### Exercise instructions
Reproduce the listing below in full and without alteration, apart from its pictures.
- - - - -
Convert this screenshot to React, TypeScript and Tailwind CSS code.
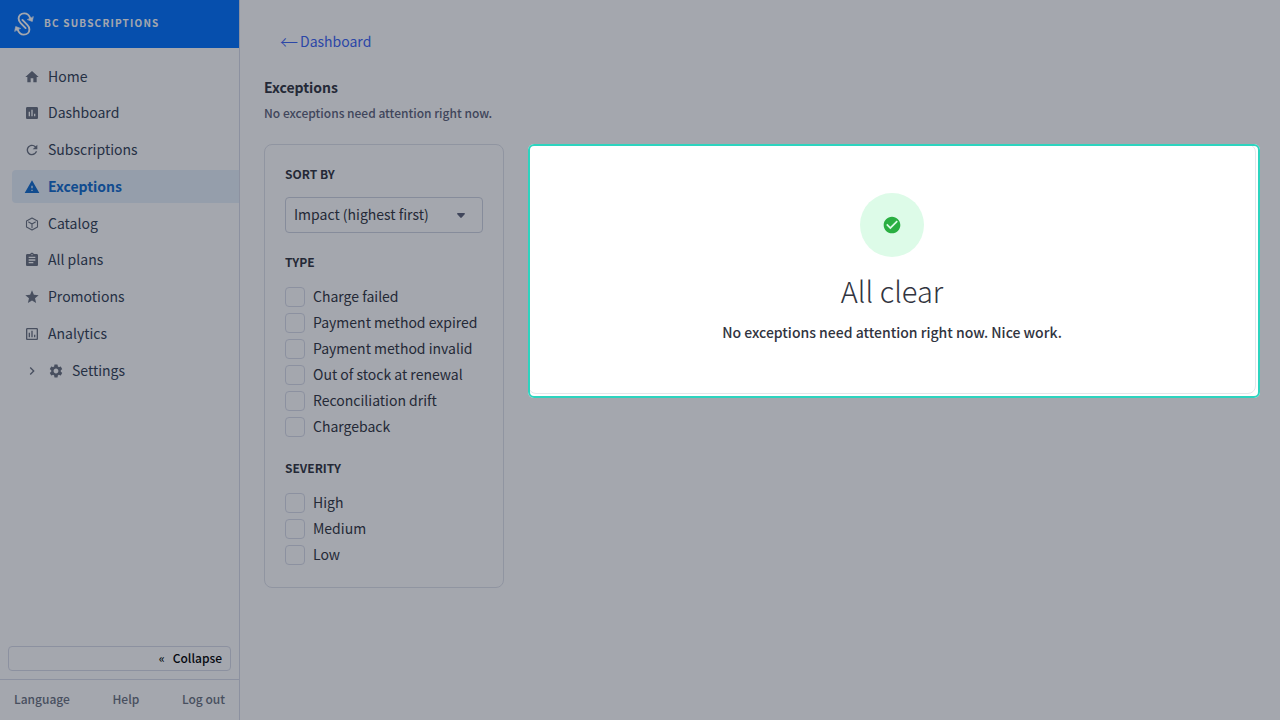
import type { ReactNode } from "react";
import {
  MdAssessment,
  MdAssignment,
  MdCheckCircle,
  MdChevronRight,
  MdHome,
  MdOutlineAssessment,
  MdRefresh,
  MdSettings,
  MdStar,
  MdWarning,
} from "react-icons/md";

function CubeIcon() {
  return (
    <svg viewBox="0 0 16 16" className="size-4" fill="none" stroke="currentColor" strokeWidth="1.100" strokeLinejoin="round" strokeLinecap="round" aria-hidden="true">
      <path d="M8 2 13.500 4.900v6.200L8 14 2.500 11.100V4.900zM4.600 6 8 7.900 11.400 6M8 7.900v3.900" />
    </svg>
  );
}

function CaretIcon() {
  return (
    <svg viewBox="0 0 8 5" className="pointer-events-none absolute top-4 right-[18px] h-[5px] w-2 text-[#5e637a]" fill="currentColor" aria-hidden="true">
      <path d="M.8 0h6.400c.7 0 1 .8.500 1.300L4.700 4.600c-.4.400-1 .4-1.400 0L.3 1.300C-.2.800.1 0 .8 0z" />
    </svg>
  );
}

function Logo() {
  return (
    <svg viewBox="0 0 24 28" className="h-7 w-6" fill="none" stroke="currentColor" strokeWidth="1.900" strokeLinecap="round" strokeLinejoin="round" aria-hidden="true">
      <path d="M18.300 8.500C17.300 5.200 15 3.400 12.200 3.400 8.900 3.400 6.600 5.700 6.600 8.600c0 2 .8 3.200 2.100 4.500l4.900 5" />
      <path d="M5.700 19.500C6.700 22.800 9 24.600 11.800 24.600c3.300 0 5.600-2.300 5.600-5.200 0-2-.8-3.200-2.100-4.500l-4.900-5" />
      <path d="m21.300 6.900-1 4.600-4.700-1.800zM2.700 21.100l1-4.600 4.700 1.800z" fill="currentColor" strokeWidth=".6" />
    </svg>
  );
}

type NavEntry = { label: string; icon: ReactNode; active?: boolean; nested?: boolean };

const nav: NavEntry[] = [
  { label: "Home", icon: <MdHome className="size-4" /> },
  { label: "Dashboard", icon: <MdAssessment className="size-4" /> },
  { label: "Subscriptions", icon: <MdRefresh className="size-4" /> },
  { label: "Exceptions", icon: <MdWarning className="size-4" />, active: true },
  { label: "Catalog", icon: <CubeIcon /> },
  { label: "All plans", icon: <MdAssignment className="size-4" /> },
  { label: "Promotions", icon: <MdStar className="size-4" /> },
  { label: "Analytics", icon: <MdOutlineAssessment className="size-4" /> },
  { label: "Settings", icon: <MdSettings className="size-4" />, nested: true },
];

const types = [
  "Charge failed",
  "Payment method expired",
  "Payment method invalid",
  "Out of stock at renewal",
  "Reconciliation drift",
  "Chargeback",
];
const severities = ["High", "Medium", "Low"];

function CheckGroup({ title, options }: { title: string; options: string[] }) {
  return (
    <fieldset className="pb-0.5">
      <legend className="pb-0.5 text-xs leading-[18px] font-bold uppercase">{title}</legend>
      <div className="mt-3.5 flex flex-col gap-1.5">
        {options.map((option) => (
          <label key={option} className="flex items-center gap-2 text-sm leading-[18px] whitespace-nowrap">
            <input type="checkbox" className="size-5 shrink-0 appearance-none rounded border border-[#d9dce9] bg-white checked:bg-[#3c64f4]" />
            <span className="pb-0.5">{option}</span>
          </label>
        ))}
      </div>
    </fieldset>
  );
}

export default function App() {
  return (
    <div className="flex min-h-screen overflow-hidden bg-white font-['Noto_Sans_CJK_SC',sans-serif] text-[#313440]">
      <aside className="flex w-60 shrink-0 flex-col border-r border-[#d9dce9]">
        <header className="flex h-12 items-center gap-2 bg-[#0071fd] px-3 text-white">
          <Logo />
          <span className="pb-0.5 text-[10px] leading-4 font-bold tracking-[0.12em]">BC SUBSCRIPTIONS</span>
        </header>
        <nav className="flex h-[339px] flex-col justify-between pt-3 pl-3">
          {nav.map(({ label, icon, active, nested }) => (
            <a
              key={label}
              href="#"
              className={
                active
                  ? "flex h-[33px] items-center gap-2 rounded-l bg-[#e7f1fb] px-3 text-sm font-bold text-[#126cce]"
                  : "flex h-[33px] items-center gap-2 rounded-l px-3 text-sm text-[#334155]"
              }
            >
              {nested && <MdChevronRight className="size-4 text-[#6b7280]" />}
              <span className={active ? "" : "text-[#6b7280]"}>{icon}</span>
              <span className="pb-0.5">{label}</span>
            </a>
          ))}
        </nav>
        <div className="mt-auto p-2">
          <button type="button" className="flex h-[25px] w-full items-center justify-end gap-2 rounded border border-[#d9dce9] px-2 pb-0.5 text-xs leading-5 font-medium text-black">
            <span>«</span>
            Collapse
          </button>
        </div>
        <footer className="flex h-[41px] items-center justify-between border-t border-[#d9dce9] px-3.5 pb-0.5 text-xs font-medium text-[#6b7280]">
          <a href="#">Language</a>
          <a href="#">Help</a>
          <a href="#">Log out</a>
        </footer>
      </aside>

      <main className="min-w-0 grow px-6 pt-6">
        <a href="#" className="inline-flex h-9 items-center gap-0.5 px-4 pb-0.5 text-sm text-[#3c64f4]">
          <span className="text-lg leading-5 font-light">←</span>
          <span>Dashboard</span>
        </a>
        <h1 className="mt-[15px] text-sm leading-6 font-bold">Exceptions</h1>
        <p className="mt-1 text-xs leading-5 font-medium text-[#5e637a]">No exceptions need attention right now.</p>
        <div className="mt-[21px] flex items-start gap-6">
          <section className="flex w-60 shrink-0 flex-col gap-5 rounded-lg border border-[#dfe2ea] p-5">
            <div>
              <label htmlFor="sort" className="block pb-0.5 text-xs leading-[18px] font-bold uppercase">Sort by</label>
              <div className="relative mt-3">
                <select id="sort" className="block h-9 w-full appearance-none rounded border border-[#cfd3e0] bg-white px-2 pb-0.5 text-sm">
                  <option>Impact (highest first)</option>
                </select>
                <CaretIcon />
              </div>
            </div>
            <CheckGroup title="Type" options={types} />
            <CheckGroup title="Severity" options={severities} />
          </section>
          <section className="relative flex min-w-0 grow flex-col items-center rounded-lg border border-[#e5e7eb] px-5 pt-12 pb-[49px] text-center">
            <span className="pointer-events-none absolute -top-px -right-[5px] -bottom-[5px] -left-px rounded-md border-2 border-[#2dd4bf] shadow-[0_0_0_9999px_rgba(15,23,42,0.38)]" />
            <div className="flex size-16 items-center justify-center rounded-full bg-[#ddfbe8]">
              <MdCheckCircle className="size-5 text-[#2aaf42]" />
            </div>
            <h2 className="mt-[15px] text-[29px] leading-9 font-light">All clear</h2>
            <p className="mt-3 text-sm leading-6 font-medium">No exceptions need attention right now. Nice work.</p>
          </section>
        </div>
      </main>
    </div>
  );
}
- - - - -
### Final result
Convert this screenshot to React, TypeScript and Tailwind CSS code.
import type { ReactNode } from "react";
import {
  MdAssessment,
  MdAssignment,
  MdCheckCircle,
  MdChevronRight,
  MdHome,
  MdOutlineAssessment,
  MdRefresh,
  MdSettings,
  MdStar,
  MdWarning,
} from "react-icons/md";

function CubeIcon() {
  return (
    <svg viewBox="0 0 16 16" className="size-4" fill="none" stroke="currentColor" strokeWidth="1.100" strokeLinejoin="round" strokeLinecap="round" aria-hidden="true">
      <path d="M8 2 13.500 4.900v6.200L8 14 2.500 11.100V4.900zM4.600 6 8 7.900 11.400 6M8 7.900v3.900" />
    </svg>
  );
}

function CaretIcon() {
  return (
    <svg viewBox="0 0 8 5" className="pointer-events-none absolute top-4 right-[18px] h-[5px] w-2 text-[#5e637a]" fill="currentColor" aria-hidden="true">
      <path d="M.8 0h6.400c.7 0 1 .8.500 1.300L4.700 4.600c-.4.400-1 .4-1.400 0L.3 1.300C-.2.800.1 0 .8 0z" />
    </svg>
  );
}

function Logo() {
  return (
    <svg viewBox="0 0 24 28" className="h-7 w-6" fill="none" stroke="currentColor" strokeWidth="1.900" strokeLinecap="round" strokeLinejoin="round" aria-hidden="true">
      <path d="M18.300 8.500C17.300 5.200 15 3.400 12.200 3.400 8.900 3.400 6.600 5.700 6.600 8.600c0 2 .8 3.200 2.100 4.500l4.900 5" />
      <path d="M5.700 19.500C6.700 22.800 9 24.600 11.800 24.600c3.300 0 5.600-2.300 5.600-5.200 0-2-.8-3.200-2.100-4.500l-4.900-5" />
      <path d="m21.300 6.900-1 4.600-4.700-1.800zM2.700 21.100l1-4.600 4.700 1.800z" fill="currentColor" strokeWidth=".6" />
    </svg>
  );
}

type NavEntry = { label: string; icon: ReactNode; active?: boolean; nested?: boolean };

const nav: NavEntry[] = [
  { label: "Home", icon: <MdHome className="size-4" /> },
  { label: "Dashboard", icon: <MdAssessment className="size-4" /> },
  { label: "Subscriptions", icon: <MdRefresh className="size-4" /> },
  { label: "Exceptions", icon: <MdWarning className="size-4" />, active: true },
  { label: "Catalog", icon: <CubeIcon /> },
  { label: "All plans", icon: <MdAssignment className="size-4" /> },
  { label: "Promotions", icon: <MdStar className="size-4" /> },
  { label: "Analytics", icon: <MdOutlineAssessment className="size-4" /> },
  { label: "Settings", icon: <MdSettings className="size-4" />, nested: true },
];

const types = [
  "Charge failed",
  "Payment method expired",
  "Payment method invalid",
  "Out of stock at renewal",
  "Reconciliation drift",
  "Chargeback",
];
const severities = ["High", "Medium", "Low"];

function CheckGroup({ title, options }: { title: string; options: string[] }) {
  return (
    <fieldset className="pb-0.5">
      <legend className="pb-0.5 text-xs leading-[18px] font-bold uppercase">{title}</legend>
      <div className="mt-3.5 flex flex-col gap-1.5">
        {options.map((option) => (
          <label key={option} className="flex items-center gap-2 text-sm leading-[18px] whitespace-nowrap">
            <input type="checkbox" className="size-5 shrink-0 appearance-none rounded border border-[#d9dce9] bg-white checked:bg-[#3c64f4]" />
            <span className="pb-0.5">{option}</span>
          </label>
        ))}
      </div>
    </fieldset>
  );
}

export default function App() {
  return (
    <div className="flex min-h-screen overflow-hidden bg-white font-['Noto_Sans_CJK_SC',sans-serif] text-[#313440]">
      <aside className="flex w-60 shrink-0 flex-col border-r border-[#d9dce9]">
        <header className="flex h-12 items-center gap-2 bg-[#0071fd] px-3 text-white">
          <Logo />
          <span className="pb-0.5 text-[10px] leading-4 font-bold tracking-[0.12em]">BC SUBSCRIPTIONS</span>
        </header>
        <nav className="flex h-[339px] flex-col justify-between pt-3 pl-3">
          {nav.map(({ label, icon, active, nested }) => (
            <a
              key={label}
              href="#"
              className={
                active
                  ? "flex h-[33px] items-center gap-2 rounded-l bg-[#e7f1fb] px-3 text-sm font-bold text-[#126cce]"
                  : "flex h-[33px] items-center gap-2 rounded-l px-3 text-sm text-[#334155]"
              }
            >
              {nested && <MdChevronRight className="size-4 text-[#6b7280]" />}
              <span className={active ? "" : "text-[#6b7280]"}>{icon}</span>
              <span className="pb-0.5">{label}</span>
            </a>
          ))}
        </nav>
        <div className="mt-auto p-2">
          <button type="button" className="flex h-[25px] w-full items-center justify-end gap-2 rounded border border-[#d9dce9] px-2 pb-0.5 text-xs leading-5 font-medium text-black">
            <span>«</span>
            Collapse
          </button>
        </div>
        <footer className="flex h-[41px] items-center justify-between border-t border-[#d9dce9] px-3.5 pb-0.5 text-xs font-medium text-[#6b7280]">
          <a href="#">Language</a>
          <a href="#">Help</a>
          <a href="#">Log out</a>
        </footer>
      </aside>

      <main className="min-w-0 grow px-6 pt-6">
        <a href="#" className="inline-flex h-9 items-center gap-0.5 px-4 pb-0.5 text-sm text-[#3c64f4]">
          <span className="text-lg leading-5 font-light">←</span>
          <span>Dashboard</span>
        </a>
        <h1 className="mt-[15px] text-sm leading-6 font-bold">Exceptions</h1>
        <p className="mt-1 text-xs leading-5 font-medium text-[#5e637a]">No exceptions need attention right now.</p>
        <div className="mt-[21px] flex items-start gap-6">
          <section className="flex w-60 shrink-0 flex-col gap-5 rounded-lg border border-[#dfe2ea] p-5">
            <div>
              <label htmlFor="sort" className="block pb-0.5 text-xs leading-[18px] font-bold uppercase">Sort by</label>
              <div className="relative mt-3">
                <select id="sort" className="block h-9 w-full appearance-none rounded border border-[#cfd3e0] bg-white px-2 pb-0.5 text-sm">
                  <option>Impact (highest first)</option>
                </select>
                <CaretIcon />
              </div>
            </div>
            <CheckGroup title="Type" options={types} />
            <CheckGroup title="Severity" options={severities} />
          </section>
          <section className="relative flex min-w-0 grow flex-col items-center rounded-lg border border-[#e5e7eb] px-5 pt-12 pb-[49px] text-center">
            <span className="pointer-events-none absolute -top-px -right-[5px] -bottom-[5px] -left-px rounded-md border-2 border-[#2dd4bf] shadow-[0_0_0_9999px_rgba(15,23,42,0.38)]" />
            <div className="flex size-16 items-center justify-center rounded-full bg-[#ddfbe8]">
              <MdCheckCircle className="size-5 text-[#2aaf42]" />
            </div>
            <h2 className="mt-[15px] text-[29px] leading-9 font-light">All clear</h2>
            <p className="mt-3 text-sm leading-6 font-medium">No exceptions need attention right now. Nice work.</p>
          </section>
        </div>
      </main>
    </div>
  );
}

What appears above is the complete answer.